Create an Evaluation and Recognition System
What criteria will you set to prove that your employees have fully absorbed the material? What incentives will you provide to encourage employees to increase their skills?
HR expert, author and founder of the PR consultancy, Come Recommended, Heather R. Huhman encourages managers to set company-wide standards for evaluation and recognition. This might entail a manager testing employees on their skills or requiring workers to achieve specific certification levels.
Furthermore, setting reward systems are just as important as creating evaluation plans. From monetary rewards to extra time off, providing recognition and rewards can motivate employees to grow their skills and keep them fresh.
Let Employees Apply Their New Skills
What is the point of training your employees if they will never use what they learn? Part of your cross training plan needs to include opportunities to apply those skills.
“Regular practice not only builds up mental muscles, it also establishes and reinforces a more whole-brained approach to work,” professional marketing consultant Marla Lepore writes.

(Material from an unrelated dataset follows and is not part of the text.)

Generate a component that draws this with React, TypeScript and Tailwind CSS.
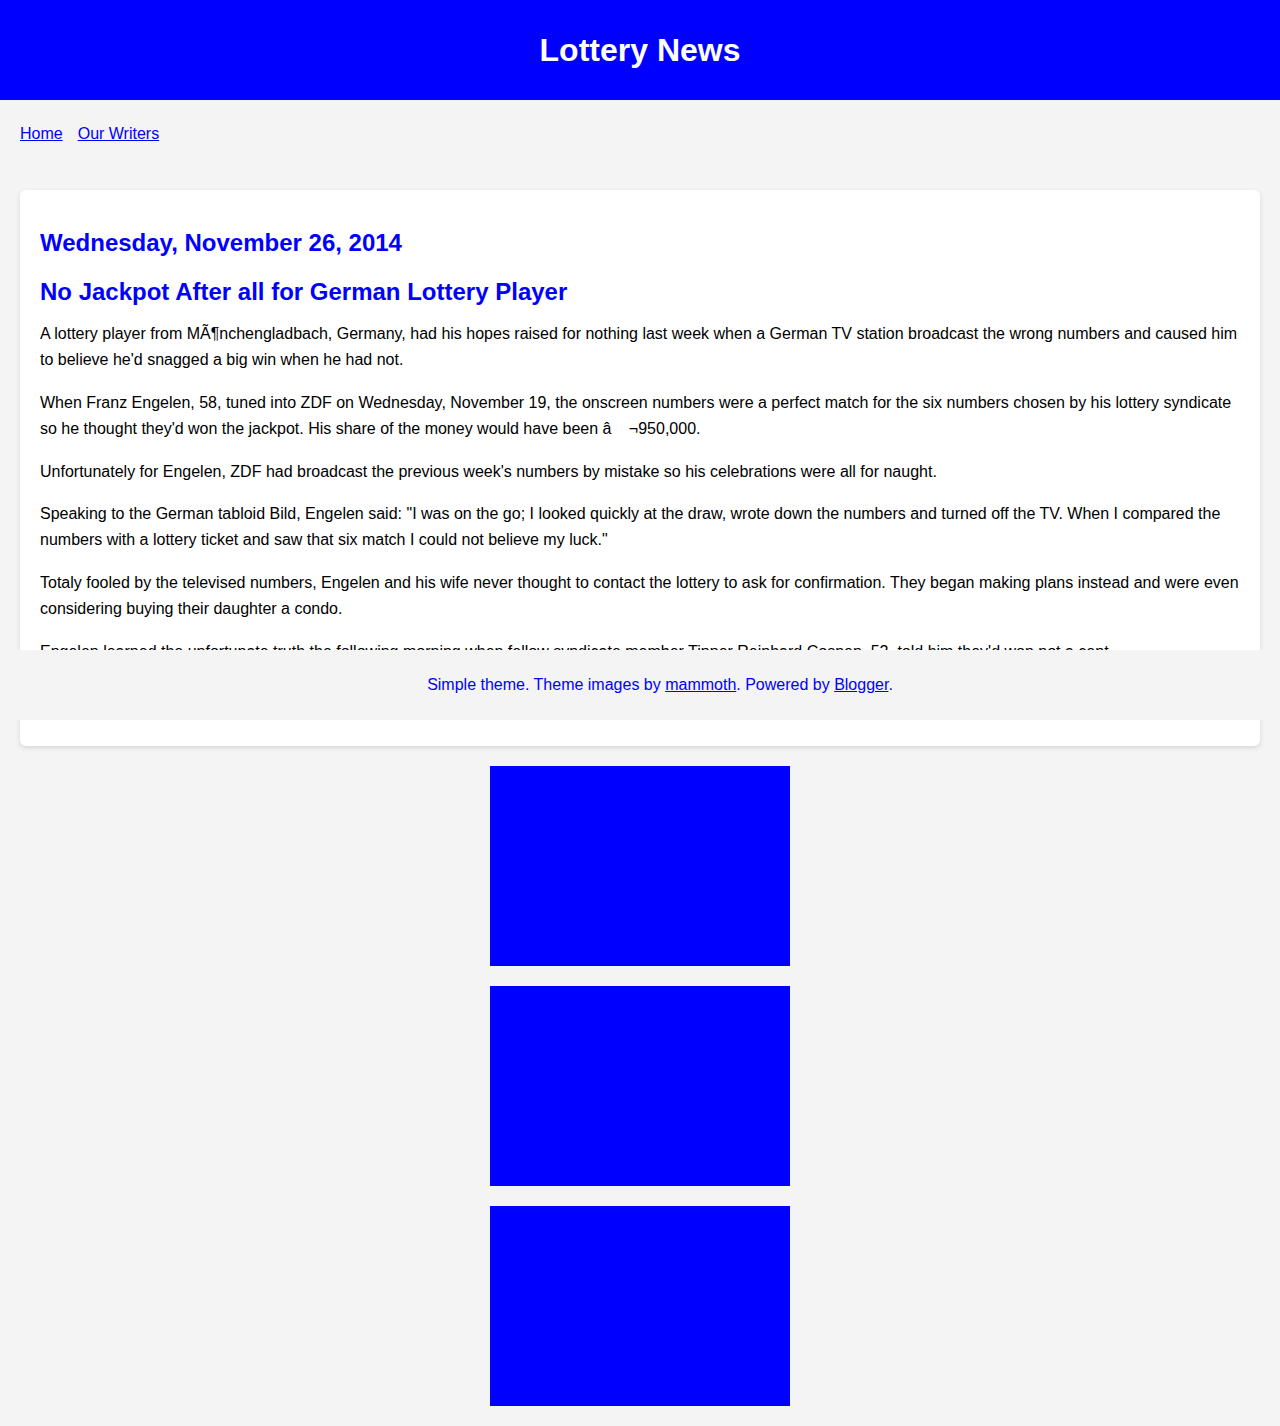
const paragraphs = [
	"A lottery player from MÃ¶nchengladbach, Germany, had his hopes raised for nothing last week when a German TV station broadcast the wrong numbers and caused him to believe he'd snagged a big win when he had not.",
	"When Franz Engelen, 58, tuned into ZDF on Wednesday, November 19, the onscreen numbers were a perfect match for the six numbers chosen by his lottery syndicate so he thought they'd won the jackpot. His share of the money would have been â\u0082\u00a0¬950,000.",
	"Unfortunately for Engelen, ZDF had broadcast the previous week's numbers by mistake so his celebrations were all for naught.",
	"Speaking to the German tabloid Bild, Engelen said: \"I was on the go; I looked quickly at the draw, wrote down the numbers and turned off the TV. When I compared the numbers with a lottery ticket and saw that six match I could not believe my luck.\"",
	"Totaly fooled by the televised numbers, Engelen and his wife never thought to contact the lottery to ask for confirmation. They began making plans instead and were even considering buying their daughter a condo.",
	"Engelen learned the unfortunate truth the following morning when fellow syndicate member Tipper Reinhard Cosnen, 52, told him they'd won not a cent.",
];

export default function App() {
	return (
		<div className="relative min-h-[1426px] bg-[#f4f4f4] font-['Liberation_Sans',Arial,sans-serif] text-black">
			<header className="flex h-[100px] items-center justify-center bg-[#0000ff]">
				<h1 className="text-[32px] font-bold text-white">Lottery News</h1>
			</header>

			<div className="p-5">
				<nav className="flex gap-[15px] pt-[2px] text-base">
					<a href="#" className="text-[#0000ff] underline">Home</a>
					<a href="#" className="text-[#0000ff] underline">Our Writers</a>
				</nav>

				<main className="mt-[44px] rounded-md bg-white px-5 pt-[37px] pb-[65px] shadow-[0_2px_5px_rgba(0,0,0,0.12)]">
					<h2 className="text-2xl font-bold text-[#0000ff]">Wednesday, November 26, 2014</h2>
					<h3 className="mt-[17px] text-2xl font-bold text-[#0000ff]">
						No Jackpot After all for German Lottery Player
					</h3>
					{paragraphs.map((p) => (
						<p key={p.slice(0, 20)} className="mt-[13px] mb-[16px] text-base leading-[1.65]">
							{p}
						</p>
					))}
				</main>

				<div className="mt-5 flex flex-col items-center gap-5">
					<div className="h-[200px] w-[300px] bg-[#0000ff]" />
					<div className="h-[200px] w-[300px] bg-[#0000ff]" />
					<div className="h-[200px] w-[300px] bg-[#0000ff]" />
				</div>
			</div>

			<footer className="absolute left-0 right-0 top-[650px] flex h-[70px] items-center justify-center bg-[#f4f4f4] pl-10 text-base text-[#0000ff]">
				<p>
					Simple theme. Theme images by <a href="#" className="underline">mammoth</a>. Powered by{" "}
					<a href="#" className="underline">Blogger</a>.
				</p>
			</footer>
		</div>
	);
}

If a team member is trained on a software tool, consider asking for weekly or monthly deliverables highlighting its effectiveness. Alternatively, an employee can set aside a few hours a week to work on a side project that uses those skills to help other departments. This will grow their knowledge base.
Provide Additional Resources and Support
Christoforos Pappas, the founder of The eLearning Industry’s network, writes that cross training doesn’t stop once an employee has a certificate. There needs to be a support system for them to continue using the skills they learned and continue advancing their knowledge. This might range from skills refresher classes to informal social media chats, online forums or email threads.
This is another example of why peer-training can be useful. Peers can start delegating tasks to help their co-workers use their new skills and can be available for any questions and problems their team members might have.